His dwellings are usually vaguely rod-shaped: narrow and long with one side open to the due north, shaded by deep eaves, and the other side solid, containing the plumbing and other house gizzards. The open side has several layers: an exterior venetian blind, whose blades can be adjusted, then insect netting, then movable glass panels and then possibly thermal blinds inside. In the hot weather, the owner throws the house open to catch the prevailing breezes. In the winter he closes it up to retain the warmth. Murcutt is deathly allergic to air-conditioning.

Critics have compared Murcutt's aesthetic-mostly affectionately-to that of sheep-shearing sheds and verandahs, because of his fondness for corrugated galvanized iron, which before he started using it was represented by the atomic symbol UGly. Murcutt uses it horizontally to catch the light and create a texture that changes according to the time, or type, of day. The result is so distinctive that it has been adopted as Australia's architectural vernacular. This is not inappropriate. Murcutt is lucky enough to build in a place where the temperatures are rarely extreme. And he builds among a people who are prepared to be, as he puts it, "very involved with their buildings." He even takes a little nip at the hand that's feeding him. "Although it survived for hundreds of years without it, America is a culture of air-conditioning. In Australia, we have a culture of opening the windows." You can see why he's not eager to leave.
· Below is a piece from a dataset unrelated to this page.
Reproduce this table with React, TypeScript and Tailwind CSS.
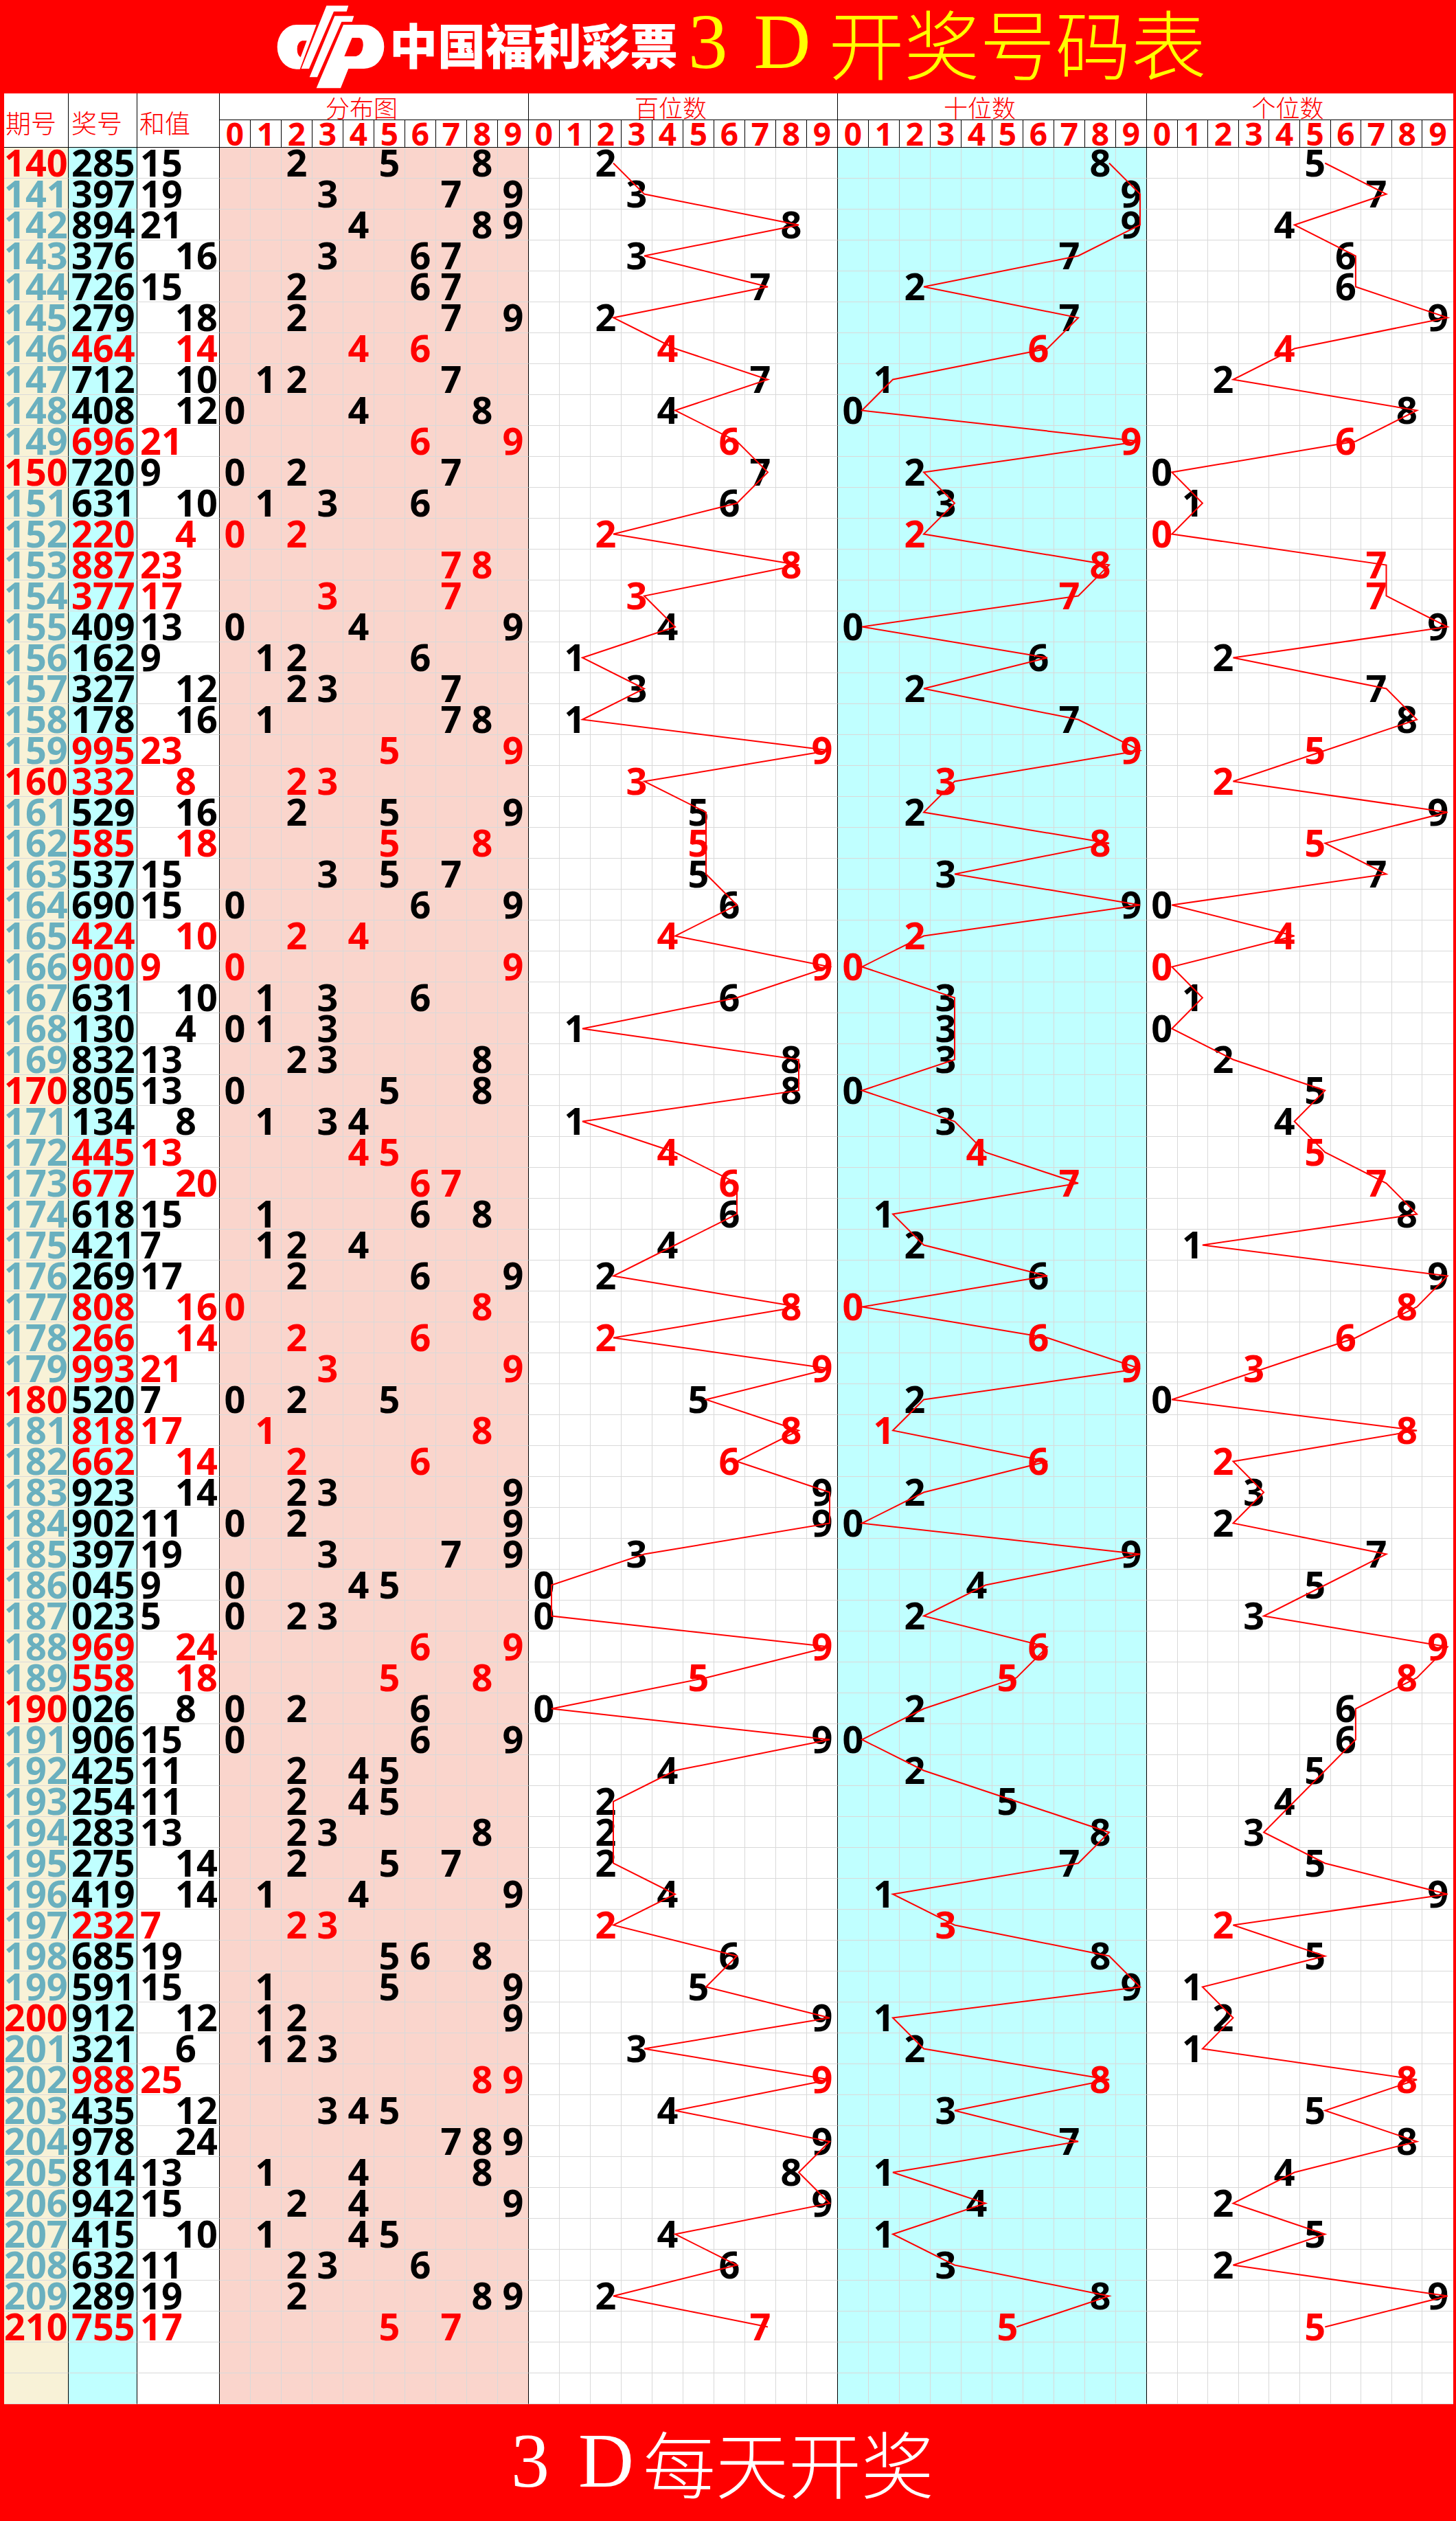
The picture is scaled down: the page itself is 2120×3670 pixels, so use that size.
import React from 'react';
import clsx from 'clsx';

// draws 140..210, one 3-digit result each
const NUMS =
  '285 397 894 376 726 279 464 712 408 696 720 631 220 887 377 409 162 327 178 995 332 529 585 537 690 424 900 631 130 832 805 134 445 677 618 421 269 808 266 993 520 818 662 923 902 397 045 023 969 558 026 906 425 254 283 275 419 232 685 591 912 321 988 435 978 814 942 415 632 289 755'.split(
    ' '
  );
const FIRST_ISSUE = 140;
const EMPTY_ROWS = 2;
const ROW_H = 45;

// left edge of each 10-column block, measured inside the table (table starts 6px in)
const BLOCK_X = [314, 764, 1214, 1664];
const CELL_W = [45, 45, 45, 44.6];
const LINE_NUDGE = [0, 10.5, 12.5, 14];

const NUM = "font-['Open_Sans','Liberation_Sans',sans-serif] font-bold";
const KAI = "font-['Noto_Sans_CJK_SC',sans-serif]";
const SERIF = "font-['Liberation_Serif','Noto_Sans_CJK_SC',serif]";

const BLOCKS = [
  { label: '分布图', bg: 'bg-[#fad5cc]' },
  { label: '百位数', bg: 'bg-white' },
  { label: '十位数', bg: 'bg-[#c0ffff]' },
  { label: '个位数', bg: 'bg-white' },
];
const DIGITS = [0, 1, 2, 3, 4, 5, 6, 7, 8, 9];

const Logo = () => (
  <svg viewBox="0 0 510 408" className="ml-[390px] h-[136px] w-[170px] shrink-0">
    <path d="M212,108 L125,108 A84 97 0 0 0 125,302 L140,302 Z" fill="#fff" />
    <path d="M170,178 L150,178 Q128,185 128,214 Q128,245 145,250 L143,250 Z" fill="#ff0000" />
    <path d="M256,25 L352,25 L344,50 L288,50 L180,300 L146,300 Z" fill="#fff" />
    <path d="M292,70 L376,70 L368,95 L322,95 L216,337 L182,337 Z" fill="#fff" />
    <path d="M330,108 L420,108 A88 96 0 0 1 420,300 L352,300 L318,385 L212,385 Z" fill="#fff" />
    <path d="M368,165 L400,165 Q418,170 416,200 Q412,240 385,246 L334,246 Z" fill="#ff0000" />
  </svg>
);

const TableHead = () => (
  <div className="flex h-[79px] border-b border-black bg-white">
    <div className={clsx(KAI, 'flex w-[94px] shrink-0 items-center border-r border-black pt-[7px] pl-[2px] text-[37px] leading-none font-light text-[#ff0000]')}>期号</div>
    <div className={clsx(KAI, 'flex w-[100px] shrink-0 items-center border-r border-black pt-[7px] pl-[4px] text-[37px] leading-none font-light text-[#ff0000]')}>奖号</div>
    <div className={clsx(KAI, 'flex w-[120px] shrink-0 items-center border-r border-black pt-[7px] pl-[3px] text-[37px] leading-none font-light text-[#ff0000]')}>和值</div>
    {BLOCKS.map((b, bi) => (
      <div key={b.label} className="flex flex-col">
        <div
          className={clsx(
            KAI,
            'flex h-[39px] items-center justify-center border-b border-black pr-[36px] text-[35px] leading-none font-light text-[#ff0000]',
            bi < 3 && 'border-r'
          )}
        >
          {b.label}
        </div>
        <div className="flex">
          {DIGITS.map((d) => (
            <div
              key={d}
              className={clsx(
                NUM,
                'flex h-[39px] shrink-0 justify-center text-[46px] leading-[39px] text-[#ff0000]',
                bi === 3 ? 'w-[44.6px]' : 'w-[45px]',
                bi === 3 && d === 9 ? 'border-r-0' : 'border-r border-r-black'
              )}
            >
              {d}
            </div>
          ))}
        </div>
      </div>
    ))}
  </div>
);

const DataRow = ({ num, issue }: { num?: string; issue?: number }) => {
  const ds = num ? num.split('').map(Number) : [];
  const pair = ds.length === 3 && new Set(ds).size < 3;
  const ink = pair ? 'text-[#ff0000]' : 'text-black';
  const sum = ds.reduce((a, b) => a + b, 0);
  const cell = 'h-[45px] shrink-0 border-b border-b-[#d9d9d9] leading-[42px] whitespace-nowrap';

  return (
    <div className={clsx('flex text-[54px]', NUM)}>
      <div
        className={clsx(
          cell,
          'w-[94px] border-r border-r-black bg-[#f8f2d7]',
          issue !== undefined && issue % 10 === 0 ? 'text-[#ff0000]' : 'text-[#6ab0bf]'
        )}
      >
        {issue}
      </div>
      <div className={clsx(cell, 'w-[100px] border-r border-r-black bg-[#c0ffff] pl-[4px]', ink)}>{num}</div>
      {/* odd sums sit in the left half of the column, even sums in the right half */}
      <div className={clsx(cell, 'w-[120px] border-r border-r-black bg-white', sum % 2 ? 'pl-[4px]' : 'pl-[55px]', ink)}>
        {num ? sum : ''}
      </div>
      {BLOCKS.map((b, bi) => (
        <div key={b.label} className="flex">
          {DIGITS.map((d) => {
            const show = bi === 0 ? ds.includes(d) : ds[bi - 1] === d;
            return (
              <div
                key={d}
                className={clsx(
                  cell,
                  'flex justify-center',
                  b.bg,
                  ink,
                  bi === 3 ? 'w-[44.6px]' : 'w-[45px]',
                  d < 9
                    ? 'border-r border-r-[#d9d9d9]'
                    : bi === 3
                      ? 'border-r-0'
                      : 'border-r border-r-black'
                )}
              >
                {show ? d : ''}
              </div>
            );
          })}
        </div>
      ))}
    </div>
  );
};

// red trend lines joining the digit of each position row to row
const TrendLines = () => {
  const lines = [1, 2, 3].map((bi) =>
    NUMS.map((n, i) => {
      const d = Number(n[bi - 1]);
      const x = BLOCK_X[bi] + d * CELL_W[bi] + CELL_W[bi] / 2 + LINE_NUDGE[bi];
      const y = i * ROW_H + ROW_H / 2;
      return `${x},${y}`;
    }).join(' ')
  );
  return (
    <svg
      className="pointer-events-none absolute left-0 top-0"
      width={2110}
      height={(NUMS.length + EMPTY_ROWS) * ROW_H}
    >
      {lines.map((pts, i) => (
        <polyline key={i} points={pts} fill="none" stroke="#ff0000" strokeWidth={2} />
      ))}
    </svg>
  );
};

const App = () => {
  return (
    <div className="w-[2120px] bg-[#ff0000]">
      <div className="flex h-[136px] items-start">
        <Logo />
        <span className={clsx(KAI, 'mt-[29px] ml-[7px] text-[70px] leading-none font-black whitespace-nowrap text-white')}>
          中国福利彩票
        </span>
        <span className={clsx(SERIF, 'mt-[3px] ml-[15px] text-[115px] leading-none text-[#ffff00]')}>3</span>
        <span className={clsx(SERIF, 'mt-[3px] ml-[38px] text-[115px] leading-none text-[#ffff00]')}>D</span>
        <span className={clsx(KAI, 'mt-[5px] ml-[26px] text-[110px] leading-none font-light whitespace-nowrap text-[#ffff00]')}>
          开奖号码表
        </span>
      </div>

      <div className="ml-[6px] mr-[4px] bg-white">
        <TableHead />
        <div className="relative">
          {NUMS.map((n, i) => (
            <DataRow key={i} num={n} issue={FIRST_ISSUE + i} />
          ))}
          {Array.from({ length: EMPTY_ROWS }, (_, i) => (
            <DataRow key={`e${i}`} />
          ))}
          <TrendLines />
        </div>
      </div>

      <div className="flex h-[170px] items-start text-white">
        <span className={clsx(SERIF, 'mt-[26px] ml-[744px] text-[112px] leading-none')}>3</span>
        <span className={clsx(SERIF, 'mt-[26px] ml-[42px] text-[112px] leading-none')}>D</span>
        <span className={clsx(KAI, 'mt-[30px] ml-[13px] text-[106px] leading-none font-light whitespace-nowrap')}>每天开奖</span>
      </div>
    </div>
  );
};

export default App;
What Murcutt has forged over the past 30 years (fighting, he often notes, local planning authorities all the way), is perhaps no less than one of the most viable avenues for Modernism, and indeed architecture, to travel. Le Corbusier said that houses were machines for living, and Murcutt's houses fulfil that criterion while they reexamine it. Murcutt's machine is at the service of its inhabitants in a way that humanizes it and removes the stench of sterility that came to be associated with the style. Through his intensely local modernism, Murcutt has offered a critique of the way we build and the way we live that is both uniquely Australian and globally applicable. That's probably worth a hundred grand.